Forrest Gander's remarkable new book, Core Sample from the World, has just been nominated for the National Book Critics Circle award. Gander, who studied geology as as an undergrad, makes sharp use of the idea of a core sample by shifting it from the vertical to the horizontal axis. Yet the book drills deep into the stratigraphy of the global human.
I've never studied with Forrest but he's been an extraordinarily generous supporter of my work, the kind that every poet dreams of. People revere him, and rightly so. Friends and colleagues who've worked with him, like Anna Deeny, Raul Zurita's translator, and Teresa Villa-Ignacio, whose powerful work on Edmond Jabes and Rosmarie Waldrop benefited from his eye, sing his praises. I think Peter O'Leary put it best when he said to me, "I'd take a poetic bullet for this guy." So would I. This nomination is richly deserved.
Here's what I wrote about Core Samples for Steve Evans' Attention Span 2011.
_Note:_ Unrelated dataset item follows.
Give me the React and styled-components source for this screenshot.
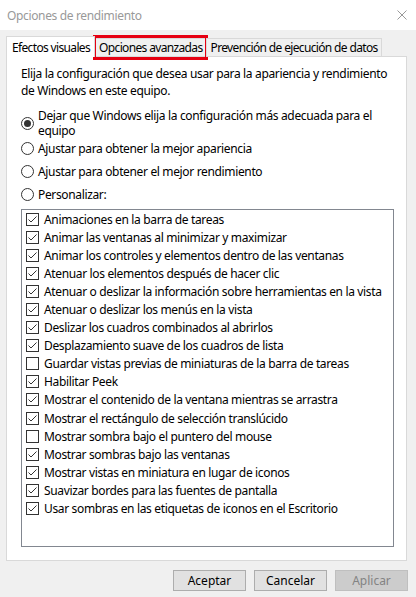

Forrest Gander | Core Samples from the World | New Directions | 2011
An itinerary of otherness, strewn with uncanny moments of tenderness and glancing blows that crack the fragility of conscience. The earth’s alien powder is sifted through, poured out, regathered in rich pulses of telluric current from the far side of everywhere. Poem, photo, and prose fold into and out of each other, remapping their own contours. The overlap and feedback amplifies into a kind of 21st Century global witness that is porous and humbling and strange. I can’t think of another book like it. Utterly extraordinary.